There is an old saying: “In Ireland a hundred miles is a long way, and in America a hundred years is a long time.”
I drove 2,000 miles exploring the Texas-Mexico borderlands, experiencing a landscape so vast, so endless and unforgiving, on my return it felt as if I had been to space and back. Driving through the hallucinatory desert mountains, I wondered at the fates of migrant travellers who cross this parched expanse on foot.
There is no absence of history on the border, even if towns and cities are few and far between. In centuries past, this landscape was the ultimate frontier for Anglo-Americans moving southwest, and for Mexicans moving north.
It has known bloody revolution, state-sanctioned racial violence, cycles of economic growth and decline, and all the turmoil born of a border divide. Tejanos have another saying: “We didn’t cross the border, the border crossed us.”

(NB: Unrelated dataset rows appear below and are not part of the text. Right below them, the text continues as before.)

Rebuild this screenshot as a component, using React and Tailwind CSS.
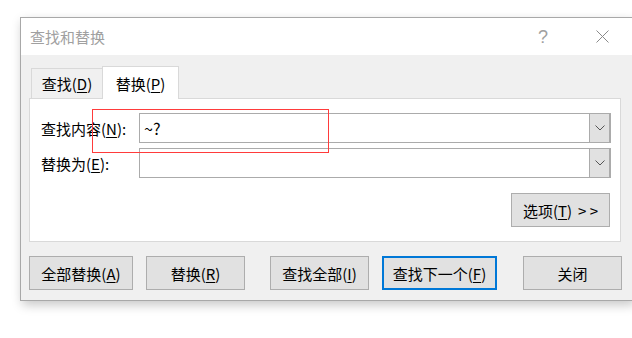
import React from "react";

const F = { fontFamily: '"Noto Sans CJK SC", "Noto Sans", sans-serif' };

function U({ children }) {
  return <span className="underline underline-offset-2 decoration-1">{children}</span>;
}

function Chevron() {
  return (
    <svg width="10" height="6" viewBox="0 0 10 6" className="block">
      <path d="M0.5 0.5 L5 5 L9.5 0.5" fill="none" stroke="#555" strokeWidth="1" />
    </svg>
  );
}

function Combo({ value }) {
  return (
    <div className="flex h-[30px] w-[472px] border border-[#ababab] bg-white">
      <div className="flex flex-1 items-center pl-[4px] text-[16px] leading-none text-black">{value}</div>
      <div className="flex w-[21px] items-center justify-center border-l border-[#ababab] bg-[#e1e1e1] border-r border-r-[#ababab]">
        <Chevron />
      </div>
    </div>
  );
}

function Btn({ children, w, primary }) {
  return (
    <div
      className={
        "flex h-[34px] items-center justify-center bg-[#e1e1e1] text-[15px] leading-none text-black " +
        (primary ? "border-2 border-[#0078d7]" : "border border-[#adadad]")
      }
      style={{ width: w }}
    >
      {children}
    </div>
  );
}

export default function App() {
  return (
    <div className="relative h-[338px] w-[632px] overflow-hidden bg-white pl-[20px] pt-[17px]" style={F}>
      <div className="flex h-[284px] w-[613px] flex-col border border-[#a8a8a8] bg-[#f0f0f0] shadow-[2px_4px_10px_rgba(0,0,0,0.22)]">
        {/* Title bar */}
        <div className="flex h-[37px] items-center bg-white">
          <div className="pl-[9px] text-[15px] leading-none text-[#a0a0a0]">查找和替换</div>
          <div
            className="ml-auto mr-[48px] text-[18px] leading-none text-[#a0a0a0]"
            style={{ fontFamily: '"Liberation Sans", sans-serif' }}
          >
            ?
          </div>
          <div className="mr-[23px]">
            <svg width="13" height="13" viewBox="0 0 13 13" className="block">
              <path d="M0.5 0.5 L12.5 12.5 M12.5 0.5 L0.5 12.5" stroke="#8a8a8a" strokeWidth="1" />
            </svg>
          </div>
        </div>

        {/* Body */}
        <div className="flex flex-1 flex-col px-[8px]">
          {/* Tabs */}
          <div className="flex h-[43px] items-end pl-[2px]">
            <div className="flex h-[30px] w-[71px] items-center justify-center border-l border-t border-[#d9d9d9] text-[15px] leading-none text-black">
              查找(<U>D</U>)
            </div>
            <div className="relative z-10 -mb-px flex h-[33px] w-[77px] items-center justify-center border-l border-r border-t border-[#d9d9d9] bg-white text-[15px] leading-none text-black">
              替换(<U>P</U>)
            </div>
          </div>

          {/* Panel */}
          <div className="relative flex h-[144px] w-[592px] flex-col border border-[#d9d9d9] bg-white pl-[11px] pt-[14px]">
            <div className="flex items-center">
              <div className="w-[98px] text-[15px] leading-none text-black">
                查找内容(<U>N</U>):
              </div>
              <Combo value="~?" />
            </div>
            <div className="mt-[5px] flex items-center">
              <div className="w-[98px] text-[15px] leading-none text-black">
                替换为(<U>E</U>):
              </div>
              <Combo value="" />
            </div>
            <div className="mt-[15px] flex justify-end pr-[10px]">
              <Btn w="99px">
                选项(<U>T</U>)<span className="ml-[6px]">&gt; &gt;</span>
              </Btn>
            </div>
            {/* red highlight */}
            <div className="pointer-events-none absolute left-[62px] top-[10px] h-[44px] w-[237px] border border-[#ff3b3b]" />
          </div>

          {/* Bottom buttons */}
          <div className="mt-[14px] flex">
            <Btn w="104px">全部替换(<U>A</U>)</Btn>
            <div className="ml-[13px]">
              <Btn w="99px">替换(<U>R</U>)</Btn>
            </div>
            <div className="ml-[25px]">
              <Btn w="99px">查找全部(<U>I</U>)</Btn>
            </div>
            <div className="ml-[13px]">
              <Btn w="115px" primary>查找下一个(<U>F</U>)</Btn>
            </div>
            <div className="ml-[26px]">
              <Btn w="99px">关闭</Btn>
            </div>
          </div>
        </div>
      </div>
    </div>
  );
}
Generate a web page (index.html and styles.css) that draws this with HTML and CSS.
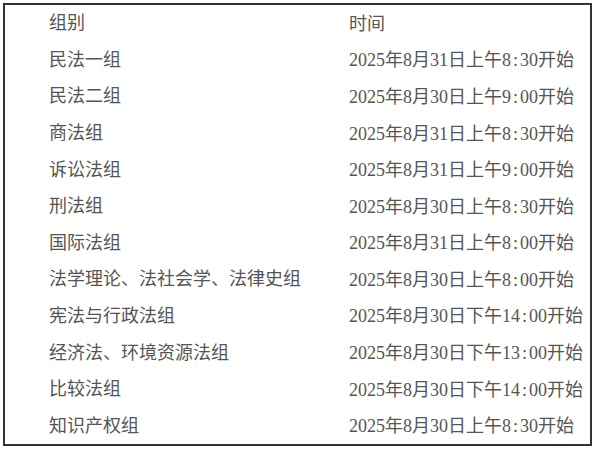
FILE: index.html
```html
<!DOCTYPE html>
<html lang="zh-CN">
<head>
<meta charset="utf-8">
<title>分组时间</title>
<link rel="stylesheet" href="styles.css">
</head>
<body>
<div class="box">
  <div class="row head"><div class="c1">组别</div><div class="c2">时间</div></div>
  <div class="row"><div class="c1">民法一组</div><div class="c2">2025年8月31日上午8<span class="colon">:</span>30开始</div></div>
  <div class="row"><div class="c1">民法二组</div><div class="c2">2025年8月30日上午9<span class="colon">:</span>00开始</div></div>
  <div class="row"><div class="c1">商法组</div><div class="c2">2025年8月31日上午8<span class="colon">:</span>30开始</div></div>
  <div class="row"><div class="c1">诉讼法组</div><div class="c2">2025年8月31日上午9<span class="colon">:</span>00开始</div></div>
  <div class="row"><div class="c1">刑法组</div><div class="c2">2025年8月30日上午8<span class="colon">:</span>30开始</div></div>
  <div class="row"><div class="c1">国际法组</div><div class="c2">2025年8月31日上午8<span class="colon">:</span>00开始</div></div>
  <div class="row"><div class="c1">法学理论、法社会学、法律史组</div><div class="c2">2025年8月30日上午8<span class="colon">:</span>00开始</div></div>
  <div class="row"><div class="c1">宪法与行政法组</div><div class="c2">2025年8月30日下午14<span class="colon">:</span>00开始</div></div>
  <div class="row"><div class="c1">经济法、环境资源法组</div><div class="c2">2025年8月30日下午13<span class="colon">:</span>00开始</div></div>
  <div class="row"><div class="c1">比较法组</div><div class="c2">2025年8月30日下午14<span class="colon">:</span>00开始</div></div>
  <div class="row"><div class="c1">知识产权组</div><div class="c2">2025年8月30日上午8<span class="colon">:</span>30开始</div></div>
</div>
</body>
</html>
```

FILE: styles.css
```css
html, body {
  margin: 0;
  padding: 0;
  background: #ffffff;
}
.box {
  box-sizing: border-box;
  margin: 3px 0 0 3px;
  width: 589px;
  height: 443px;
  border: 2px solid #333333;
  display: grid;
  grid-template-rows: repeat(12, 1fr);
  font-family: "Liberation Serif", "Noto Sans CJK SC", sans-serif;
  font-size: 18px;
  color: #555555;
}
.row {
  display: grid;
  grid-template-columns: 300px 1fr;
  align-items: center;
}
.c1, .c2 {
  padding-left: 44px;
  white-space: nowrap;
  line-height: 1;
}
.c2 {
  padding-top: 1px;
}
.colon {
  display: inline-block;
  width: 9px;
  text-align: center;
}
```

In El Paso, at the far western edge of the border, I visited the celebrated writer Benjamin Alire Sáenz.
His house was a mess with stacks upon stacks of his latest book, Aristotle and Dante Dive into the Waters of the World, which had just debuted at number one on the New York Times bestseller list.
For years, Sáenz has been a well-known poet and novelist in the borderlands with a devoted following, but his recent celebrity baffles him.
“Growing up as a poor Spanish-speaking kid on the border, I have no idea what to do with the money. I find myself giving it away.”
As we waited for a friend of Sáenz's to arrive with food from across the border in Ciudad Juárez, he looked at his phone and let out a mischievous laugh. "They're trying to ban my book."
Texas state representative Matt Krause, a Republican candidate for state attorney general, had just released a list of 850 books for investigation.
In a letter, Krause demanded that Texas schools identify how many copies of each book their libraries contained; the amount of funds spent to acquire the books; and any other books that address “human sexuality”, “HIV”, “Aids” or “any material that might [...] convey that a student, by virtue of their race or sex, is inherently racist, sexist, or oppressive, whether consciously or unconsciously”.
The language is from Texas House Bill 3979, the so-called critical race theory law. I was stunned to find how ubiquitous this phrase, abbreviated as CRT, has become in the United States, splashed across the news and tripping from the lips of parents on the playground.
I stopped for petrol-station coffees and Dairy Queen ice creams. The miles passed and my mind wandered
In reality, CRT is an advanced method taught in graduate schools. It understands racism as systemic rather than just a function of individuals’ beliefs and behaviours. CRT is not, and has never been, taught in schools to children. Fox News would have millions of parents believe otherwise. It prefers an uncomplicated, uncoloured version of history.
Mind wandered
Krause’s list extends the racialised focus of CRT hysteria to include works addressing sex and sexual orientation. Sáenz’s Aristotle and Dante series tells the story of two boys who fall in love in El Paso in the 1980s. Sáenz is often approached by readers who say Ari and Dante’s story saved their lives.
Pouring a glass of wine, Sáenz smiled. “Every writer knows, the best thing you can do for sales is to ban the book!”
I left El Paso and made my way along a thousand miles of border, hugging the Rio Grande in near-total isolation. Passing through small border towns, I stopped for petrol-station coffees and Dairy Queen ice creams. The miles passed and my mind wandered.
Reaching McAllen, at the southeastern edge of the border, I encountered a new landscape, the Rio Grande Valley. The strange mountainous shapes of the western borderlands had flattened out. A haze lay low over the city. I entered heavy traffic-alert, changing from lane to lane.
I parked in a lot full of giant trucks and stepped out into the heat. Entering a noisy restaurant full of families and conversations in both Spanish and English, I found Trinidad Gonzales.
Gonzales is a historian of the Rio Grande Valley and a co-founder of the educational non-profit Refusing to Forget, which has uncovered, documented, and commemorated the history of state-sanctioned racial violence against ethnic Mexicans in the early 20th century. Gonzales is a descendant of some of those victims. He was also involved in the battle over House Bill 3979.
“We’ve lost the linguistic fight over the term critical race theory,” Gonzales said. “But if you don’t find your community’s history within the curriculum, it sends a clear psychological message to you that your community is not valued.”
CRT laws are being passed in states throughout the country, and local school board meetings have become battlegrounds, with parents arguing over how America’s complex histories should be taught.
“People who believe racism doesn’t exist are very adamant that it is not discussed in the histories,” Gonzales said. “And people who feel racism does exist think we need to study it in the past so that we can make things better today.”